Session 4 — Attacks, Online Banking Security & Troubleshooting

Sunita didi works in customer support at a bank. Every single day, she answers calls from people who clicked a link that looked real, entered their details on a page that looked real, and discovered too late that it was not real at all. “The OTP is gone, the money is gone,” she says. “And there is almost nothing I can do at that point.”

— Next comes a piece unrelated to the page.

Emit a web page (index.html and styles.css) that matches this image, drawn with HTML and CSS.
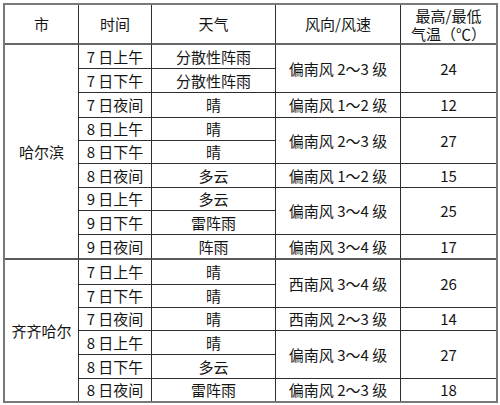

This is the most applied session of the course. We look at how real attacks work — not in theory, but step by step, the way an attacker thinks. Then we look at how online banking is designed to resist those attacks. Then we look at how to troubleshoot when something goes wrong on a network.

What You Will Learn

  • How phishing attacks are constructed and why they work
  • How MITM (man-in-the-middle) attacks work on unsecured networks
  • What DNS spoofing is and how to spot it
  • How online banking login works end-to-end and where security is applied
  • How to investigate a suspicious link or email before clicking it
  • A basic mental model for troubleshooting network problems

The Big Idea

Attackers do not break encryption — they bypass it. The most successful attacks do not crack TLS or steal private keys. They trick people into handing over credentials willingly. Understanding how attacks are constructed is the best defence against falling for them.

Character Focus This Session

Sunita didi opens the session — her daily work makes every concept concrete and urgent.

Rohan goes deep on how banks layer security into the login process — not just encryption, but session management and 2FA.

Deepa asks the hard question: “If phishing is so obvious, why do so many people fall for it?”

Warm-Up Check

Before reading on:

  1. You receive an email: “Dear customer, your SBI net banking has been suspended. Click here to update your KYC: sbi-kyc-update.in.” What are the red flags?
  2. You are at a café and see two Wi-Fi networks: “CafeWiFi_Official” and “Free_CafeWiFi”. The second one does not ask for a password. Which one is safer? Why?
  3. Have you ever received a call or message claiming to be from your bank asking for your OTP? What is the right response?